Make the usual ‘volcano’ on your table (in Italy it is called ‘the fountain’). In simple words just shape sort of a mountain of sifted flour with a hole in the center. Break and beat the eggs while inside the ‘volcano’ with the help of a fork and gently start incorporating some flour in the middle. Keep moving the fork till the center area is not as much liquid then start bringing flour toward the center. A scraper (made in plastic or stained steel) would be helpful in collecting all the little lumps around so that we can compact everything and start kneading. It doesn’t take long to get one smooth ball of dough. Now just cover it with plastic wrap and put it in the refrigerator for at least 30 minutes (in the old days we would put it into a slightly damp towel and place it in a cool place). Put it back on the table with some flour and work it with a roller pin or use a pasta machine. When the dough will be as thin as we want (depends on the type of pasta; for tortellini o ravioli we will need it extremely thin, for tagliatelle or fettuccine a bit thicker) we fold it a few times using flour so the layers won’t stick to eachother then we cut our tagliatelle with a sharp knife (we can make pappardelle, tagliatelle, tagliolini e fettuccini according to the width of our cut). As soon as we finish, we have to open the rolls of pasta and spread them with some flour letting the tagliatelle fall down on the table. The idea is to let it rest and dry a little; this way it won’t fall apart while cooking.

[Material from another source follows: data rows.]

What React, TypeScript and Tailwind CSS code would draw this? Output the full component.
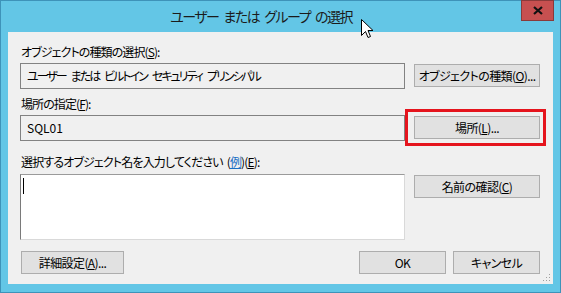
import React from "react";

const font = "font-['Noto_Sans_CJK_JP','Noto_Sans',sans-serif] [font-feature-settings:'palt']";

function Btn({ children, className = "" }: { children: React.ReactNode; className?: string }) {
  return (
    <div
      className={`flex h-[23px] items-center justify-center whitespace-nowrap border border-[#adadad] bg-[#e1e1e1] text-[12px] leading-none tracking-[-0.6px] text-black ${className}`}
    >
      {children}
    </div>
  );
}

function ReadBox({ children, className = "" }: { children: React.ReactNode; className?: string }) {
  return (
    <div
      className={`flex h-[26px] w-[385px] items-center whitespace-nowrap border border-[#828282] bg-[#f0f0f0] pl-[6px] text-[12px] leading-none text-black ${className}`}
    >
      {children}
    </div>
  );
}

export default function App() {
  const boxWords = ["ユーザー", "または", "ビルトイン", "セキュリティ", "プリンシパル"];
  const titleWords = ["ユーザー", "または", "グループ", "の選択"];
  return (
    <div className={`relative flex h-[293px] w-[561px] flex-col border border-[#3e93b9] bg-[#63c6e6] ${font}`}>
      {/* title bar */}
      <div className="flex h-[31px] items-start">
        <div className="flex h-[31px] flex-1 items-center justify-center gap-[5px] whitespace-nowrap text-[14px] tracking-[-1.5px] text-[#1b1b1b]">
          {titleWords.map((w) => (
            <span key={w}>{w}</span>
          ))}
        </div>
        <div className="mr-[6px] -mt-px flex h-[21px] w-[33px] items-center justify-center border border-[#8a3a3a] bg-[#c75050]">
          <svg width="10" height="9" viewBox="0 0 10 9">
            <path d="M1 1 L9 8 M9 1 L1 8" stroke="#111" strokeWidth="2.2" />
          </svg>
        </div>
      </div>

      {/* content */}
      <div className="relative mx-[7px] flex flex-1 flex-col bg-[#f0f0f0] pl-[12px] pr-[13px] pt-[12px] text-black">
        <div className="h-[16px] whitespace-nowrap pl-px text-[12px] leading-[16px] tracking-[-0.9px]">
          オブジェクトの種類の選択(<u>S</u>):
        </div>
        <div className="mt-[3px] flex gap-[9px]">
          <ReadBox className="gap-[5px] tracking-[-2px]">
            {boxWords.map((w) => (
              <span key={w}>{w}</span>
            ))}
          </ReadBox>
          <Btn className="mt-px w-[126px]">
            オブジェクトの種類(<u>O</u>)...
          </Btn>
        </div>

        <div className="mt-[7px] h-[16px] whitespace-nowrap pl-px text-[12px] leading-[16px] tracking-[-0.9px]">
          場所の指定(<u>F</u>):
        </div>
        <div className="mt-[3px] flex gap-[9px]">
          <ReadBox>SQL01</ReadBox>
          <div className="relative mt-px h-[23px] w-[126px]">
            <Btn className="w-[126px]">
              場所(<u>L</u>)...
            </Btn>
            <div className="absolute -bottom-[7px] -left-[9px] -right-[6px] -top-[7px] border-[3px] border-[#e5141d]" />
          </div>
        </div>

        <div className="mt-[13px] h-[16px] whitespace-nowrap pl-px text-[12px] leading-[16px] tracking-[-0.85px]">
          選択するオブジェクト名を入力してください<span className="inline-block w-[4px]" />(<span className="text-[#1a6fc4] underline">例</span>)(<u>E</u>):
        </div>
        <div className="mt-[4px] flex gap-[9px]">
          <div className="relative h-[66px] w-[385px] border border-b-[#d9d9d9] border-l-[#7a7a7a] border-r-[#d9d9d9] border-t-[#9a9a9a] bg-white">
            <div className="absolute left-[2px] top-[3px] h-[16px] w-px bg-black" />
          </div>
          <Btn className="mt-px w-[126px]">
            名前の確認(<u>C</u>)
          </Btn>
        </div>

        <div className="mt-[11px] flex">
          <Btn className="ml-px w-[103px]">
            詳細設定(<u>A</u>)...
          </Btn>
          <div className="flex-1" />
          <Btn className="w-[87px]">OK</Btn>
          <Btn className="ml-[7px] w-[87px]">キャンセル</Btn>
        </div>

        {/* resize grip */}
        <svg className="absolute bottom-[2px] right-[2px]" width="10" height="10" viewBox="0 0 10 10">
          {[
            [8, 2],
            [8, 5],
            [5, 5],
            [8, 8],
            [5, 8],
            [2, 8],
          ].map(([x, y], i) => (
            <rect key={i} x={x} y={y} width="1" height="1" fill="#a0a0a0" />
          ))}
        </svg>
      </div>
      <div className="h-[8px]" />

      {/* mouse cursor */}
      <svg className="absolute left-[360px] top-[18px]" width="13" height="20" viewBox="0 0 13 20">
        <path
          d="M0.5 0.5 L0.5 16.5 L4.5 12.5 L7 18.5 L9.5 17.5 L7 11.5 L12 11.5 Z"
          fill="white"
          stroke="black"
          strokeWidth="1"
        />
      </svg>
    </div>
  );
}
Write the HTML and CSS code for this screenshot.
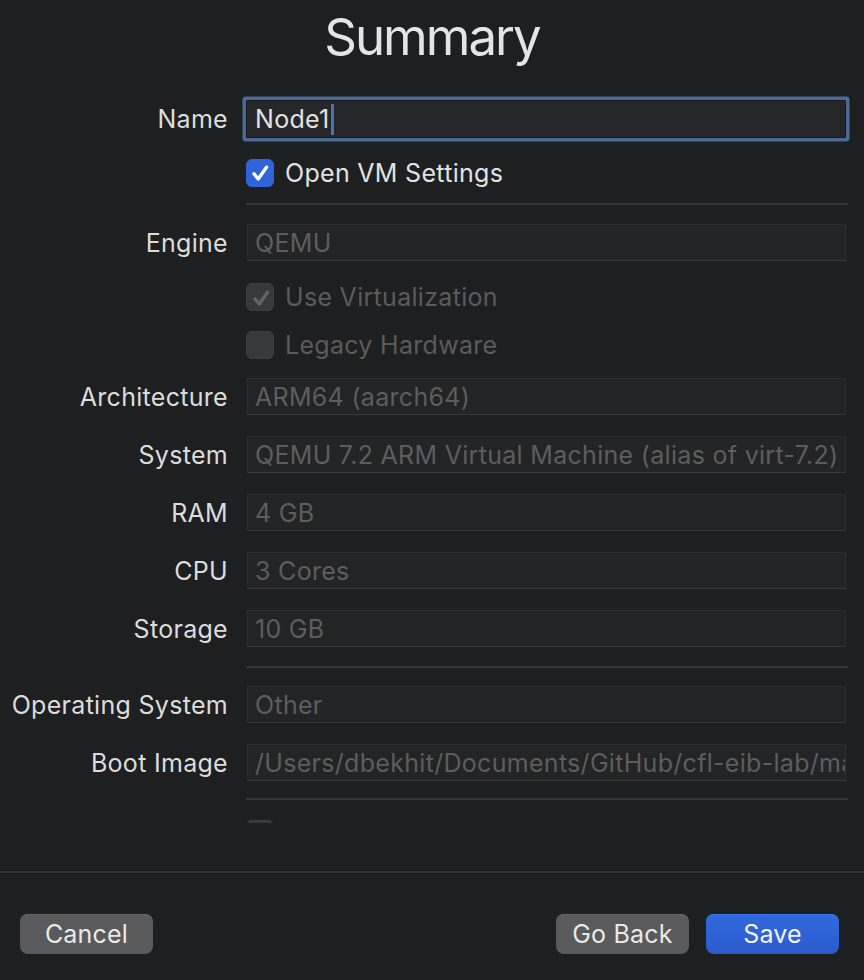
FILE: index.html
```html
<!DOCTYPE html>
<html>
<head>
<meta charset="utf-8">
<link rel="stylesheet" href="styles.css">
</head>
<body>
<div class="window">
  <div class="scroll">
    <h1 class="title">Summary</h1>
    <div class="form">
      <div class="row r-name">
        <div class="label">Name</div>
        <div class="field field-edit"><span class="val">Node1</span><span class="caret"></span></div>
      </div>
      <div class="row r-check1">
        <div class="label"></div>
        <div class="check">
          <span class="box box-on"><svg viewBox="0 0 28 28" width="28" height="28"><path d="M8 14.8 L12.2 20 L20.5 8.2" fill="none" stroke="#ffffff" stroke-width="3.4" stroke-linecap="round" stroke-linejoin="round"/></svg></span>
          <span class="ctext">Open VM Settings</span>
        </div>
      </div>
      <div class="row r-sep1"><div class="label"></div><div class="sep"></div></div>
      <div class="row r-engine">
        <div class="label">Engine</div>
        <div class="field field-off"><span class="val">QEMU</span></div>
      </div>
      <div class="row r-virt">
        <div class="label"></div>
        <div class="check check-off">
          <span class="box box-dis"><svg viewBox="0 0 28 28" width="28" height="28"><path d="M8 14.8 L12.2 20 L20.5 8.2" fill="none" stroke="#646466" stroke-width="3.4" stroke-linecap="round" stroke-linejoin="round"/></svg></span>
          <span class="ctext">Use Virtualization</span>
        </div>
      </div>
      <div class="row r-legacy">
        <div class="label"></div>
        <div class="check check-off">
          <span class="box box-dis"></span>
          <span class="ctext">Legacy Hardware</span>
        </div>
      </div>
      <div class="row r-arch">
        <div class="label">Architecture</div>
        <div class="field field-off"><span class="val">ARM64 (aarch64)</span></div>
      </div>
      <div class="row r-std">
        <div class="label">System</div>
        <div class="field field-off"><span class="val">QEMU 7.2 ARM Virtual Machine (alias of virt-7.2)</span></div>
      </div>
      <div class="row r-std">
        <div class="label">RAM</div>
        <div class="field field-off"><span class="val">4 GB</span></div>
      </div>
      <div class="row r-std">
        <div class="label">CPU</div>
        <div class="field field-off"><span class="val">3 Cores</span></div>
      </div>
      <div class="row r-std">
        <div class="label">Storage</div>
        <div class="field field-off"><span class="val">10 GB</span></div>
      </div>
      <div class="row r-sep2"><div class="label"></div><div class="sep"></div></div>
      <div class="row r-os">
        <div class="label">Operating System</div>
        <div class="field field-off"><span class="val">Other</span></div>
      </div>
      <div class="row r-std">
        <div class="label">Boot Image</div>
        <div class="field field-off"><span class="val">/Users/dbekhit/Documents/GitHub/cfl-eib-lab/ma</span></div>
      </div>
      <div class="row r-sep3"><div class="label"></div><div class="sep"></div></div>
      <div class="row r-last">
        <div class="label"></div>
        <div class="check check-off"><span class="box box-dis"></span></div>
      </div>
    </div>
  </div>
  <div class="footer">
    <button class="btn btn-grey">Cancel</button>
    <div class="spacer"></div>
    <button class="btn btn-grey">Go Back</button>
    <button class="btn btn-blue">Save</button>
  </div>
</div>
</body>
</html>
```

FILE: styles.css
```css
html, body {
  margin: 0;
  padding: 0;
  background: #1e1f21;
}
body {
  width: 864px;
  height: 980px;
  overflow: hidden;
  font-family: Inter, "Liberation Sans", Arial, sans-serif;
  color: #dedede;
}
.window {
  display: flex;
  flex-direction: column;
  height: 980px;
}
.scroll {
  height: 823px;
  overflow: hidden;
  flex: none;
}
.title {
  margin: 0;
  height: 74px;
  line-height: 73px;
  font-size: 51px;
  font-weight: 400;
  text-align: center;
  color: #e4e4e4;
  letter-spacing: -2px;
}
.form {
  display: flex;
  flex-direction: column;
}
.row {
  display: flex;
  align-items: center;
  flex: none;
}
.label {
  width: 228px;
  flex: none;
  text-align: right;
  font-size: 25px;
  letter-spacing: 0.3px;
  color: #dcdcdc;
  white-space: nowrap;
}
.field {
  box-sizing: border-box;
  height: 37px;
  width: 599px;
  margin-left: 19px;
  display: flex;
  align-items: center;
  padding-left: 7px;
  overflow: hidden;
  white-space: nowrap;
  font-size: 25px;
  letter-spacing: 0.3px;
}
.field-off {
  background: #232426;
  border: 1px solid #2c2d2f;
  border-bottom-color: #37383a;
  color: #5c5d5f;
}
.field-edit {
  height: 38px;
  width: 600px;
  margin-left: 18px;
  background: #262729;
  border: 1px solid #17181a;
  color: #e2e2e2;
  padding-left: 8px;
  box-shadow: 0 0 0 3.5px #4a6a94;
  border-radius: 1px;
}
.caret {
  display: inline-block;
  width: 3px;
  height: 31px;
  background: #4d72b3;
  margin-left: 1px;
}
.check {
  display: flex;
  align-items: center;
  margin-left: 18px;
  font-size: 25px;
  letter-spacing: 0.3px;
  color: #e2e2e2;
}
.check-off {
  color: #5a5b5d;
}
.box {
  box-sizing: border-box;
  width: 28px;
  height: 28px;
  border-radius: 6px;
  flex: none;
  display: block;
}
.box svg { display: block; }
.box-on {
  background: #3064d9;
}
.box-dis {
  background: #38393b;
  border: 1px solid #3e3f41;
}
.ctext {
  margin-left: 11px;
}
.sep {
  margin-left: 18px;
  width: 602px;
  height: 2px;
  background: #343537;
}
.r-name   { margin-top: 26px; height: 38px; }
.r-check1 { margin-top: 21px; height: 28px; }
.r-sep1   { margin-top: 16px; height: 2px; }
.r-engine { margin-top: 19px; height: 37px; }
.r-virt   { margin-top: 22px; height: 28px; }
.r-legacy { margin-top: 20px; height: 28px; }
.r-arch   { margin-top: 19px; height: 37px; }
.r-std    { margin-top: 21px; height: 37px; }
.r-sep2   { margin-top: 19px; height: 2px; }
.r-os     { margin-top: 18px; height: 37px; }
.r-sep3   { margin-top: 17px; height: 2px; }
.r-last   { margin-top: 20px; height: 28px; align-items: flex-start; }
.footer {
  margin-top: 48px;
  border-top: 2px solid #333436;
  padding: 41px 25px 0 20px;
  display: flex;
  align-items: flex-start;
}
.spacer { flex: 1; }
.btn {
  width: 133px;
  height: 40px;
  border: none;
  border-radius: 8px;
  font-family: Inter, "Liberation Sans", Arial, sans-serif;
  font-size: 25px;
  letter-spacing: 0.2px;
  color: #e9e9e9;
  padding: 0;
  line-height: 40px;
}
.btn-grey {
  background: #5a5a5c;
  box-shadow: inset 0 1px 0 #676769;
}
.btn-blue {
  margin-left: 17px;
  background: linear-gradient(#3269df, #2b5bcb);
  box-shadow: inset 0 1px 0 #3d74e6;
  color: #f2f2f7;
}
```
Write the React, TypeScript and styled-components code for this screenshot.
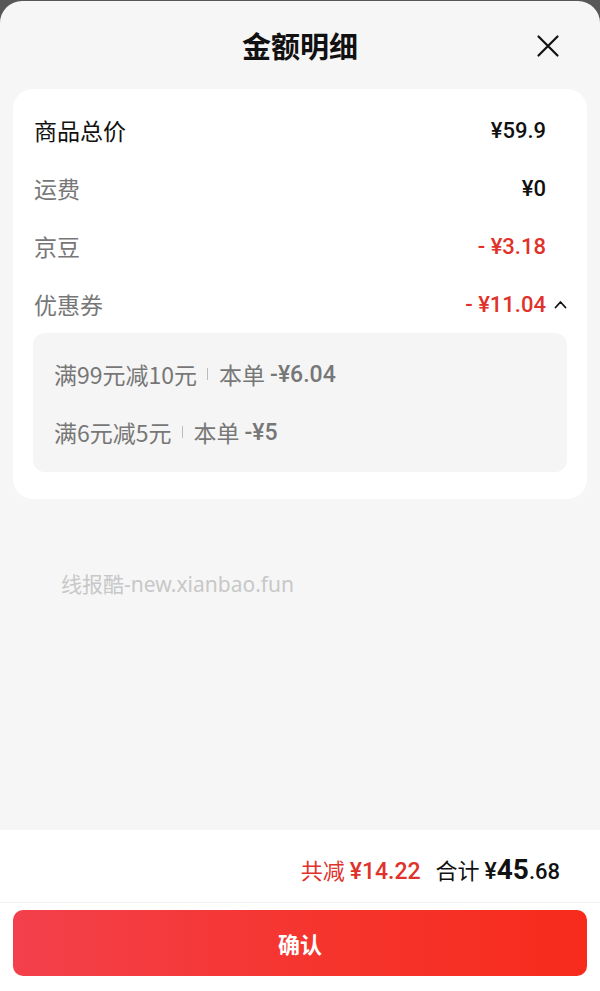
import React from "react";
import styled, { createGlobalStyle } from "styled-components";

const Global = createGlobalStyle`
  html, body { margin: 0; padding: 0; background: #575757; }
  body { font-family: Roboto, "Noto Sans CJK SC", sans-serif; }
  * { box-sizing: border-box; }
`;

const CJK = `"Noto Sans CJK SC", sans-serif`;
const NUM = `Roboto, "Noto Sans CJK SC", sans-serif`;

const Sheet = styled.div`
  margin-top: 1px;
  height: 990px;
  background: #f6f6f6;
  border-radius: 22px 22px 0 0;
  display: flex;
  flex-direction: column;
  overflow: hidden;
`;

const Header = styled.div`
  height: 88px;
  display: flex;
  align-items: center;
  justify-content: center;
  position: relative;
`;

const Title = styled.h1`
  margin: 0;
  font-family: ${CJK};
  font-size: 29px;
  font-weight: 700;
  color: #111;
`;

const CloseBtn = styled.button`
  position: absolute;
  right: 38px;
  top: 31px;
  width: 28px;
  height: 28px;
  border: 0;
  padding: 0;
  background: transparent;
  display: flex;
  align-items: center;
  justify-content: center;
`;

const Card = styled.div`
  margin: 0 13px;
  background: #fff;
  border-radius: 20px;
  padding: 12px 20px 27px;
`;

const Row = styled.div`
  height: 58px;
  display: flex;
  align-items: center;
  justify-content: space-between;
  padding-left: 1px;
`;

const Label = styled.span<{ $strong?: boolean }>`
  font-family: ${CJK};
  font-size: 23px;
  color: ${(p) => (p.$strong ? "#111" : "#777")};
`;

const ValueWrap = styled.div`
  display: flex;
  align-items: center;
`;

const Value = styled.span<{ $red?: boolean }>`
  font-family: ${NUM};
  font-size: 22px;
  font-weight: 500;
  color: ${(p) => (p.$red ? "#e0322b" : "#111")};
`;

const CaretSlot = styled.span`
  width: 21px;
  display: flex;
  justify-content: flex-end;
  align-items: center;
`;

const SubBox = styled.div`
  background: #f5f5f5;
  border-radius: 12px;
  padding: 12px 21px 11px;
`;

const SubLine = styled.div`
  height: 58px;
  display: flex;
  align-items: center;
  font-family: ${CJK};
  font-size: 23px;
  color: #777;
`;

const Divider = styled.span`
  display: inline-block;
  width: 1px;
  height: 12px;
  background: #bbb;
  margin: 0 11px 0 10px;
`;

const SubAmount = styled.span`
  font-family: ${NUM};
  font-weight: 500;
  font-size: 23px;
  margin-left: 5px;
`;

const Watermark = styled.div`
  margin: 71px 0 0 61px;
  font-family: "Noto Sans", ${CJK};
  font-size: 21px;
  color: #c8c8c8;
  line-height: 28px;
`;

const Spacer = styled.div`
  flex: 1;
`;

const Footer = styled.div`
  background: #fff;
  height: 161px;
  display: flex;
  flex-direction: column;
`;

const Summary = styled.div`
  height: 73px;
  display: flex;
  align-items: center;
  justify-content: flex-end;
  padding: 6px 40px 0 0;
  border-bottom: 1px solid #f2f2f2;
`;

const Saved = styled.span`
  font-family: ${CJK};
  font-size: 22px;
  color: #e0322b;
  display: flex;
  align-items: baseline;
`;

const Num = styled.span<{ $size: number; $bold?: boolean }>`
  font-family: ${NUM};
  font-size: ${(p) => p.$size}px;
  font-weight: ${(p) => (p.$bold ? 700 : 500)};
`;

const Total = styled.span`
  font-family: ${CJK};
  font-size: 22px;
  color: #111;
  margin-left: 15px;
  display: flex;
  align-items: baseline;
`;

const BtnArea = styled.div`
  padding: 7px 13px 0;
`;

const Confirm = styled.button`
  width: 100%;
  height: 66px;
  border: 0;
  border-radius: 10px;
  background: linear-gradient(90deg, #f3404c 0%, #f5352f 50%, #f72b1c 100%);
  color: #fff;
  font-family: ${CJK};
  font-size: 22px;
  font-weight: 700;
`;

export default function App() {
  return (
    <>
      <Global />
      <Sheet>
        <Header>
          <Title>金额明细</Title>
          <CloseBtn aria-label="关闭">
            <svg width="24" height="24" viewBox="0 0 24 24">
              <path d="M2.5 2.5 L21.5 21.5 M21.5 2.5 L2.5 21.5" stroke="#111" strokeWidth="2.2" strokeLinecap="round" />
            </svg>
          </CloseBtn>
        </Header>
        <Card>
          <Row>
            <Label $strong>商品总价</Label>
            <ValueWrap>
              <Value>¥59.9</Value>
              <CaretSlot />
            </ValueWrap>
          </Row>
          <Row>
            <Label>运费</Label>
            <ValueWrap>
              <Value>¥0</Value>
              <CaretSlot />
            </ValueWrap>
          </Row>
          <Row>
            <Label>京豆</Label>
            <ValueWrap>
              <Value $red>- ¥3.18</Value>
              <CaretSlot />
            </ValueWrap>
          </Row>
          <Row>
            <Label>优惠券</Label>
            <ValueWrap>
              <Value $red>- ¥11.04</Value>
              <CaretSlot>
                <svg width="13" height="9" viewBox="0 0 13 9">
                  <path d="M1.5 7.5 L6.5 2 L11.5 7.5" stroke="#111" strokeWidth="1.8" fill="none" strokeLinecap="round" strokeLinejoin="round" />
                </svg>
              </CaretSlot>
            </ValueWrap>
          </Row>
          <SubBox>
            <SubLine>
              满99元减10元<Divider />本单<SubAmount>-¥6.04</SubAmount>
            </SubLine>
            <SubLine>
              满6元减5元<Divider />本单<SubAmount>-¥5</SubAmount>
            </SubLine>
          </SubBox>
        </Card>
        <Watermark>线报酷-new.xianbao.fun</Watermark>
        <Spacer />
        <Footer>
          <Summary>
            <Saved>
              共减&nbsp;<Num $size={23}>¥14.22</Num>
            </Saved>
            <Total>
              合计&nbsp;<Num $size={23}>¥</Num>
              <Num $size={28} $bold>45</Num>
              <Num $size={22}>.68</Num>
            </Total>
          </Summary>
          <BtnArea>
            <Confirm>确认</Confirm>
          </BtnArea>
        </Footer>
      </Sheet>
    </>
  );
}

Take a pan large enough to contain everything. Bring the oil to sizzle then add the vegetables finely chopped as to make a soffritto. Add the bay leaf and when everything will be nice and sizzled, add the ground meat breaking it in smaller chunks with a spoon. The important thing is not to add any salt now, otherwise the meat will lose its juices. Stir it few times till it will be roasted all together then pour the red wine and let it evaporate. This may sound weird, but we have to let the meat stick to the bottom of the pan. Actually the procedure will be: let it start sticking, stir it and wait till it sticks again and so on for 7 times. At the end add the tomato purée, lower the heat down to minimum, put the lid on and cook the sauce for at least 1 and ½ hour (As you see it doesn’t take all day like in the American recipes). Past the first 60 minutes, check the sauce, add salt and pepper and eventually some water. When the sauce is ready we can let it rest as long as we want, even all day. This will concentrate the flavors and make it even more delicious, but it can be served even now if we want to.
The final part
Bring a large pot full of water to the boil (it takes a lot of water to cook pasta), add salt (do not put salt before the boiling point or you will have to wait forever in order to bring it back to bubble). Fresh pasta and most of all egg pasta do not require a very high temperature. Actually bubbling water could break the tagliatelle, so it will be better lower to medium heat and watch for overspill. Pasta will be ready between 1 or 2 minutes, so we will taste it after the first minute and we will check that it has lost the egg flavor and its texture is soft on the outside but still with a structure inside. I know it is not easy to get it right but think of it this way: if you take it out a bit sooner, you will always be able to fix it by mixing it with the sauce into a skillet, but if you overcook it that’s it, there’s no way out. So if you have to make a mistake, do it on the early side. Ok, so now we drain our pasta (if you rinse it I will have you arrested). If we are not experienced we might take too much water out and end up with a ball of sticky tagliatelle, so save a cup of the cooking water: we will be able to add a bit of it to make the pasta moist again. My suggestion is to put half of the Parmesan cheese directly on the pasta, stir it and then add the sauce (which obviously will be steaming hot). Serve it on the plates and add the rest of the cheese on top and no seasonings. If you will try this type of sauce, you will drop any other fancy impression of Italian pasta like ‘spaghetti & meatballs’ (which doesn’t exist in Italy). One more thing, please stop this bad habit of adding oregano to a tomato sauce. Oregano in Italy is used with some vegetables and sometimes on badly made pizzas. Any time we want to season a tomato, we use fresh basil, parsley if there’s seafood involved, but oregano just doesn’t belong.